The tender offer will expire at 12:00 a.m., New York City time, on July 14, 2020, unless extended (such time and date, as the same may be extended, the “Expiration Time”). Holders of Notes must validly tender their Notes and validly deliver their corresponding Consents at or prior to 5:00 P.M., New York City time, on June 29, 2020, unless extended (such time and date, as the same may be extended, the “Consent Time”), to be eligible to receive the Total Consideration, which includes the Consent Payment, as set forth in the table above.  Holders who tender their Notes after the Consent Time and prior to the Expiration Time will be eligible to receive the Purchase Price as set forth in the table above, but not the Consent Payment.

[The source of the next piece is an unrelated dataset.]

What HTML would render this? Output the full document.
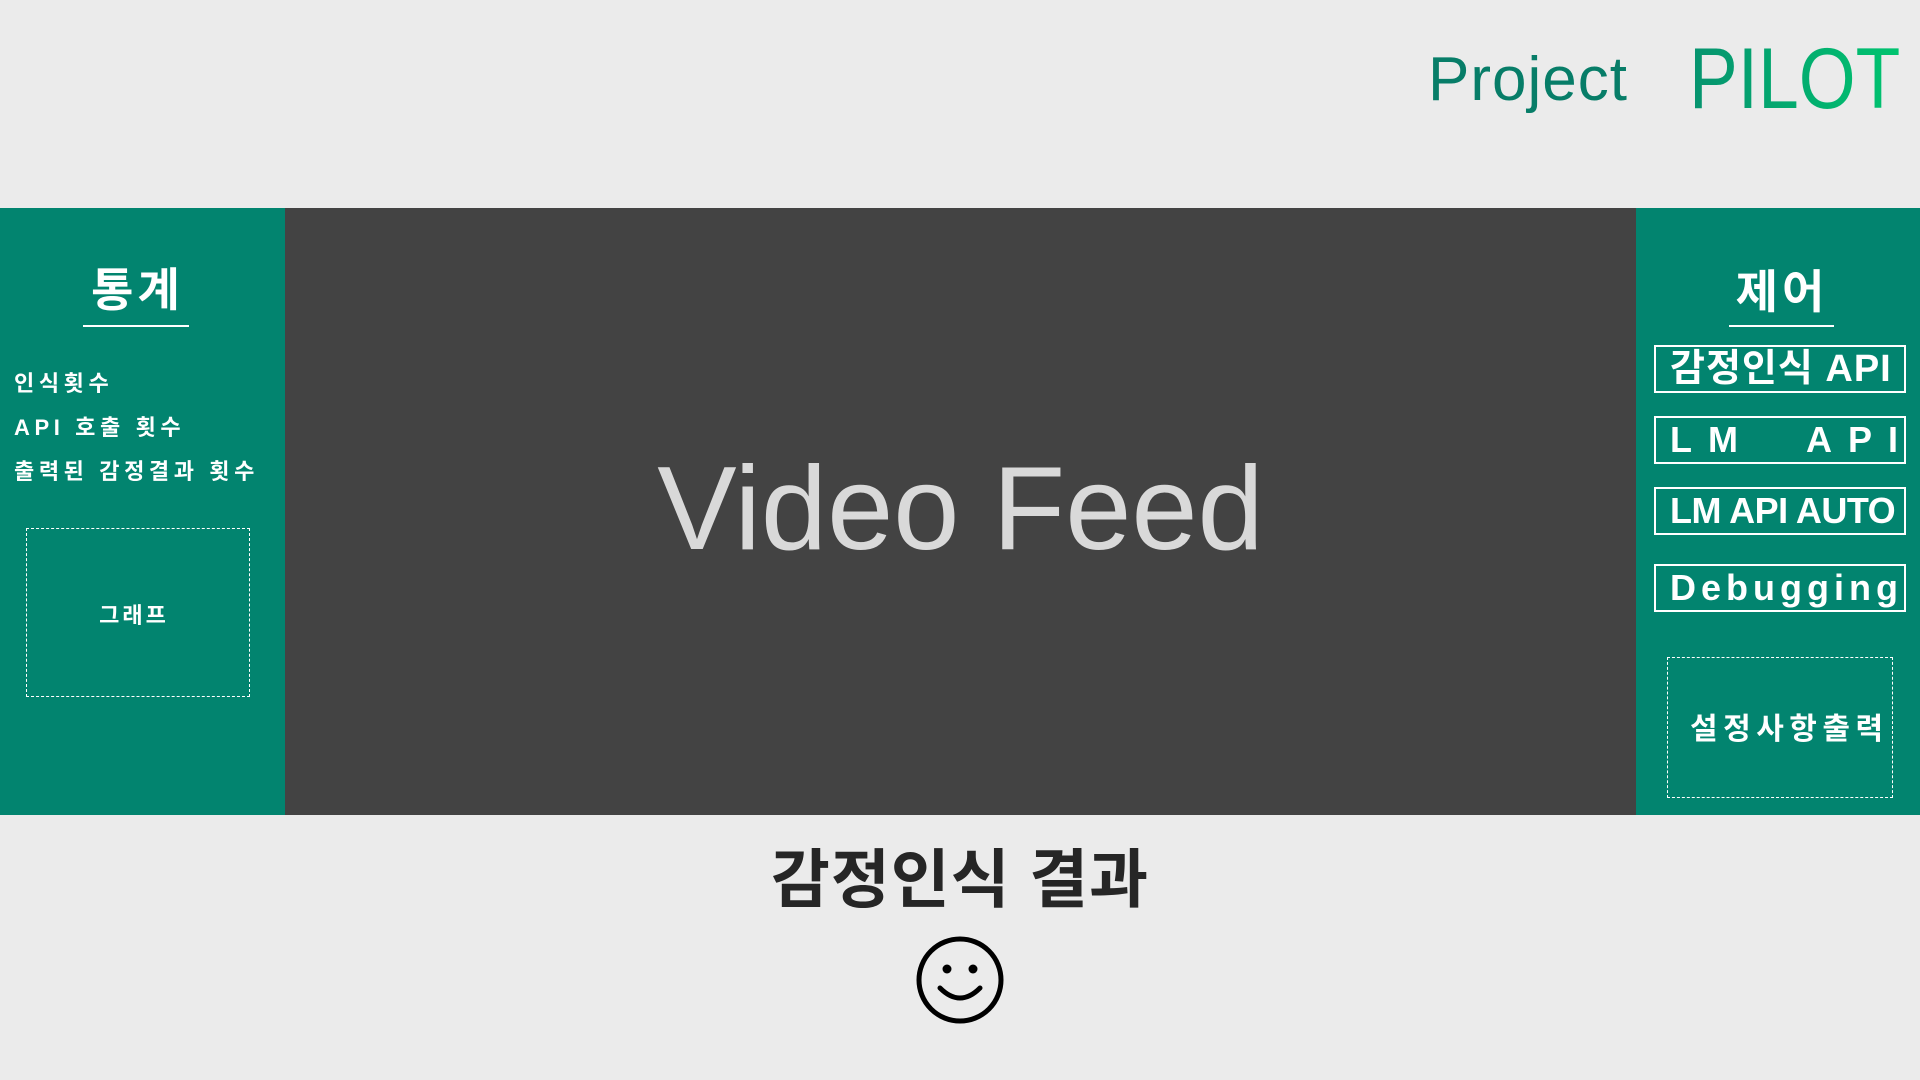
<!DOCTYPE html>
<html><head><meta charset="utf-8"><style>
*{margin:0;padding:0;box-sizing:border-box}
body{width:1920px;height:1080px;background:#ebebeb;position:relative;overflow:hidden;font-family:"Liberation Sans","Noto Sans CJK KR",sans-serif}
.a{position:absolute}
.g{background:#02846f}
.w{color:#fff}
.btn{position:absolute;left:1654px;width:252px;height:48px;border:2px solid #fff;color:#fff;font-weight:bold;font-size:36px;line-height:44px;white-space:nowrap;padding-left:14px}
</style></head><body>
<div class="a" style="left:1428px;top:44px;font-size:62px;color:#077d68;letter-spacing:1px;">Project</div>
<div class="a" style="left:1689px;top:30px;font-size:86px;letter-spacing:0px;transform:scaleX(0.85);transform-origin:left top;background:linear-gradient(90deg,#06936f,#00c46f);-webkit-background-clip:text;color:transparent;white-space:nowrap">PILOT</div>

<div class="a g" style="left:0;top:208px;width:285px;height:607px"></div>
<div class="a" style="left:285px;top:208px;width:1351px;height:607px;background:#434343"></div>
<div class="a g" style="left:1636px;top:208px;width:284px;height:607px"></div>

<div class="a w" style="left:0;width:275px;top:254px;text-align:center;font-size:46px;font-weight:bold;letter-spacing:4px">통계</div>
<div class="a" style="left:83px;top:325px;width:106px;height:2px;background:#fff"></div>
<div class="a w" style="left:14px;top:362px;font-size:22px;font-weight:bold;letter-spacing:4.6px;line-height:44px;white-space:nowrap">인식횟수<br>API 호출 횟수<br>출력된 감정결과 횟수</div>
<div class="a" style="left:26px;top:528px;width:224px;height:169px;border:1px dashed #fff"></div>
<div class="a w" style="left:22px;width:224px;top:598px;text-align:center;font-size:22px;font-weight:bold;letter-spacing:3px">그래프</div>

<div class="a" style="left:285px;width:1351px;top:440px;text-align:center;font-size:119px;color:#d9d9d9;letter-spacing:0px">Video Feed</div>

<div class="a w" style="left:1700px;width:164px;top:256px;text-align:center;font-size:46px;font-weight:bold;letter-spacing:4px">제어</div>
<div class="a" style="left:1729px;top:325px;width:105px;height:2px;background:#fff"></div>
<div class="btn" style="top:345px;letter-spacing:1px;font-size:38px">감정인식 API</div>
<div class="btn" style="top:416px;letter-spacing:16px">LM&nbsp;&nbsp;API</div>
<div class="btn" style="top:487px;letter-spacing:-0.5px">LM API AUTO</div>
<div class="btn" style="top:564px;letter-spacing:5px">Debugging</div>
<div class="a" style="left:1667px;top:657px;width:226px;height:141px;border:1px dashed #fff"></div>
<div class="a w" style="left:1690px;top:704px;font-size:30px;font-weight:bold;letter-spacing:5.5px;white-space:nowrap">설정사항출력</div>

<div class="a" style="left:0;width:1920px;top:829px;text-align:center;font-size:64px;font-weight:bold;color:#262626;letter-spacing:1px">감정인식 결과</div>
<svg class="a" style="left:914px;top:934px" width="92" height="92" viewBox="0 0 92 92">
<circle cx="46" cy="46" r="41" fill="none" stroke="#000" stroke-width="5"/>
<circle cx="33" cy="35" r="4.5"/><circle cx="59" cy="35" r="4.5"/>
<path d="M26 54 Q46 74 66 54" fill="none" stroke="#000" stroke-width="5" stroke-linecap="round"/>
</svg>
</body></html>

This announcement is not an offer to purchase, a solicitation of an offer to purchase, or a solicitation of an offer to sell securities with respect to the Notes. The tender offer is only being made pursuant to the terms of the Statement and the related Consent and Letter of Transmittal.

The complete terms and conditions of the tender offer are set forth in the Statement that has been sent to holders of the Notes. Holders are urged to read the tender offer documents carefully before making any decision with respect to the tender offer and consent solicitation. Holders of Notes must make their own decisions as to whether to tender their Notes and provide the related Consents, and if they decide to do so, the principal amount of the Notes to tender.

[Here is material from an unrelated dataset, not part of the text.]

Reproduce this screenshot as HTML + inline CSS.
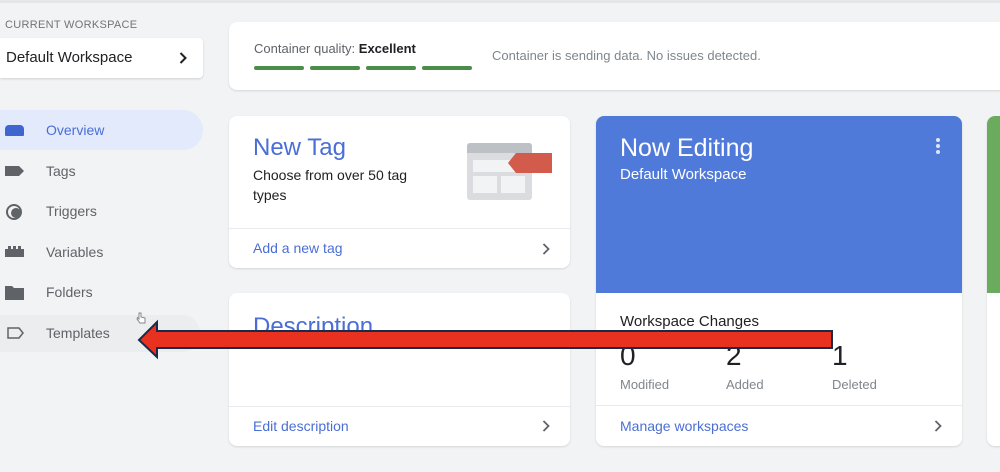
<!DOCTYPE html>
<html><head><style>
*{margin:0;padding:0;box-sizing:border-box}
body{width:1000px;height:472px;overflow:hidden;background:#f1f3f4;font-family:"Liberation Sans",sans-serif;position:relative}
.a{position:absolute}
.card{position:absolute;background:#fff;border-radius:8px;box-shadow:0 1px 2px rgba(0,0,0,.12)}
.nav{position:absolute;left:46px;font-size:14px;color:#5f6368}
.blue{color:#4a6ed6}
.chev{position:absolute}
</style></head><body>
<div class="a" style="left:0;top:0;width:1000px;height:3px;background:#e4e6e8"></div>
<div class="a" style="left:5px;top:19px;font-size:11px;color:#70757a;letter-spacing:.3px">CURRENT WORKSPACE</div>
<div class="a" style="left:0;top:38px;width:203px;height:40px;background:#fff;border-radius:0 4px 4px 0;box-shadow:0 1px 2px rgba(0,0,0,.15)"></div>
<div class="a" style="left:6px;top:49px;font-size:15px;color:#202124">Default Workspace</div>
<svg class="chev" style="left:179px;top:52px" width="8" height="12"><path d="M1.5 1l5 5-5 5" fill="none" stroke="#202124" stroke-width="2"/></svg>
<div class="a" style="left:0;top:110px;width:203px;height:40px;background:#e3eafb;border-radius:0 20px 20px 0"></div>
<div class="a" style="left:5px;top:125px;width:19px;height:11px;background:#3f66cf;border-radius:4px 4px 1px 1px"></div>
<div class="nav" style="top:122px;color:#4a6ed6">Overview</div>
<svg class="a" style="left:5px;top:165px" width="20" height="12"><path d="M0 1h14l5 5-5 5H0z" fill="#5f6368"/></svg>
<div class="nav" style="top:163px">Tags</div>
<svg class="a" style="left:5px;top:203px" width="18" height="18"><circle cx="9" cy="9" r="7" fill="none" stroke="#5f6368" stroke-width="2"/><circle cx="11" cy="10" r="5" fill="#5f6368"/></svg>
<div class="nav" style="top:203px">Triggers</div>
<svg class="a" style="left:5px;top:246px" width="20" height="11"><path d="M0 3h3V0h3v3h2V0h3v3h2V0h3v3h3v8H0z" fill="#5f6368"/></svg>
<div class="nav" style="top:244px">Variables</div>
<svg class="a" style="left:5px;top:286px" width="19" height="14"><path d="M0 0h7l2 2h10v12H0z" fill="#5f6368"/></svg>
<div class="nav" style="top:284px">Folders</div>
<div class="a" style="left:0;top:315px;width:200px;height:37px;background:#ebedef;border-radius:0 18px 18px 0"></div>
<svg class="a" style="left:7px;top:327px" width="18" height="12"><path d="M1 1h11l4 5-4 5H1z" fill="none" stroke="#5f6368" stroke-width="1.5"/></svg>
<div class="nav" style="top:325px">Templates</div>
<svg class="a" style="left:136px;top:312px" width="10" height="12"><path d="M3 1v6l-1.5-1.5L1 7l3 4h5V6l-4-1V1z" fill="#fff" stroke="#888" stroke-width="1"/></svg>

<div class="card" style="left:229px;top:22px;width:790px;height:68px"></div>
<div class="a" style="left:254px;top:41px;font-size:13px;color:#5f6368">Container quality: <b style="color:#202124">Excellent</b></div>
<div class="a" style="left:254px;top:66px;width:50px;height:4px;background:#4c8c4a;border-radius:2px"></div>
<div class="a" style="left:310px;top:66px;width:50px;height:4px;background:#4c8c4a;border-radius:2px"></div>
<div class="a" style="left:366px;top:66px;width:50px;height:4px;background:#4c8c4a;border-radius:2px"></div>
<div class="a" style="left:422px;top:66px;width:50px;height:4px;background:#4c8c4a;border-radius:2px"></div>
<div class="a" style="left:492px;top:48px;font-size:13px;color:#80868b">Container is sending data. No issues detected.</div>

<div class="card" style="left:229px;top:116px;width:341px;height:152px"></div>
<div class="a blue" style="left:253px;top:134px;font-size:24px">New Tag</div>
<div class="a" style="left:253px;top:165px;font-size:14px;color:#202124;line-height:20px;width:170px">Choose from over 50 tag types</div>
<div class="a" style="left:467px;top:143px;width:65px;height:57px;background:#dadce0;border-radius:3px"></div>
<div class="a" style="left:467px;top:143px;width:65px;height:10px;background:#bdc1c6;border-radius:3px 3px 0 0"></div>
<div class="a" style="left:473px;top:160px;width:52px;height:12px;background:#f1f3f4"></div>
<div class="a" style="left:473px;top:176px;width:24px;height:17px;background:#f1f3f4"></div>
<div class="a" style="left:501px;top:176px;width:24px;height:17px;background:#f1f3f4"></div>
<svg class="a" style="left:508px;top:153px" width="44" height="21"><path d="M8 0h36v20H8L0 10z" fill="#d25b4c"/></svg>
<div class="a" style="left:229px;top:228px;width:341px;height:1px;background:#e8eaed"></div>
<div class="a blue" style="left:253px;top:240px;font-size:14px">Add a new tag</div>
<svg class="chev" style="left:542px;top:243px" width="8" height="12"><path d="M1.5 1l5 5-5 5" fill="none" stroke="#5f6368" stroke-width="1.8"/></svg>

<div class="card" style="left:229px;top:293px;width:341px;height:153px"></div>
<div class="a blue" style="left:253px;top:313px;font-size:24px">Description</div>
<div class="a" style="left:229px;top:406px;width:341px;height:1px;background:#e8eaed"></div>
<div class="a blue" style="left:253px;top:418px;font-size:14px">Edit description</div>
<svg class="chev" style="left:542px;top:420px" width="8" height="12"><path d="M1.5 1l5 5-5 5" fill="none" stroke="#5f6368" stroke-width="1.8"/></svg>

<div class="card" style="left:596px;top:116px;width:366px;height:330px;overflow:hidden">
<div style="height:177px;background:#4f7ad9"></div></div>
<div class="a" style="left:620px;top:134px;font-size:25px;color:#fff">Now Editing</div>
<div class="a" style="left:620px;top:166px;font-size:15px;color:#fff">Default Workspace</div>
<div class="a" style="left:936px;top:138px;width:4px;height:4px;background:#dfe6f8;border-radius:2px;box-shadow:0 6px 0 #dfe6f8,0 12px 0 #dfe6f8"></div>
<div class="a" style="left:620px;top:313px;font-size:15px;color:#202124">Workspace Changes</div>
<div class="a" style="left:620px;top:340px;font-size:28px;color:#202124">0</div>
<div class="a" style="left:726px;top:340px;font-size:28px;color:#202124">2</div>
<div class="a" style="left:832px;top:340px;font-size:28px;color:#202124">1</div>
<div class="a" style="left:620px;top:377px;font-size:13px;color:#80868b">Modified</div>
<div class="a" style="left:726px;top:377px;font-size:13px;color:#80868b">Added</div>
<div class="a" style="left:832px;top:377px;font-size:13px;color:#80868b">Deleted</div>
<div class="a" style="left:596px;top:405px;width:366px;height:1px;background:#e8eaed"></div>
<div class="a blue" style="left:620px;top:418px;font-size:14px">Manage workspaces</div>
<svg class="chev" style="left:934px;top:420px" width="8" height="12"><path d="M1.5 1l5 5-5 5" fill="none" stroke="#5f6368" stroke-width="1.8"/></svg>

<div class="card" style="left:987px;top:116px;width:40px;height:330px;overflow:hidden"><div style="height:177px;background:#6aab5e"></div></div>

<svg class="a" style="left:0;top:0" width="1000" height="472"><path d="M139 340L157 322V331H832V348H157V357Z" fill="#e8311f" stroke="#1b2a4a" stroke-width="2" stroke-linejoin="miter"/></svg>
</body></html>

The Company has engaged Credit Suisse Securities (USA) LLC as Dealer Manager for the tender offer and as Solicitation Agent for the consent solicitation. Questions and requests for assistance regarding the tender offer and consent solicitation should be directed to Credit Suisse Securities (USA) LLC at (212) 325-2476 (collect) or (800) 820-1653 (toll free). Requests for copies of the Offer to Purchase and Consent Solicitation Statement or other tender offer materials may be directed to D.F. King & Co., Inc., the Information Agent and Tender Agent, at (888) 628-8208 (toll free) or (212) 269-5550 (Banks and Brokers) or via wmg@dfking.com.

None of the Company, the Dealer Manager and Solicitation Agent, the Information Agent and Tender Agent or any other person makes any recommendation as to whether holders of Notes should tender their Notes or provide the related Consents, and no one has been authorized to make such a recommendation.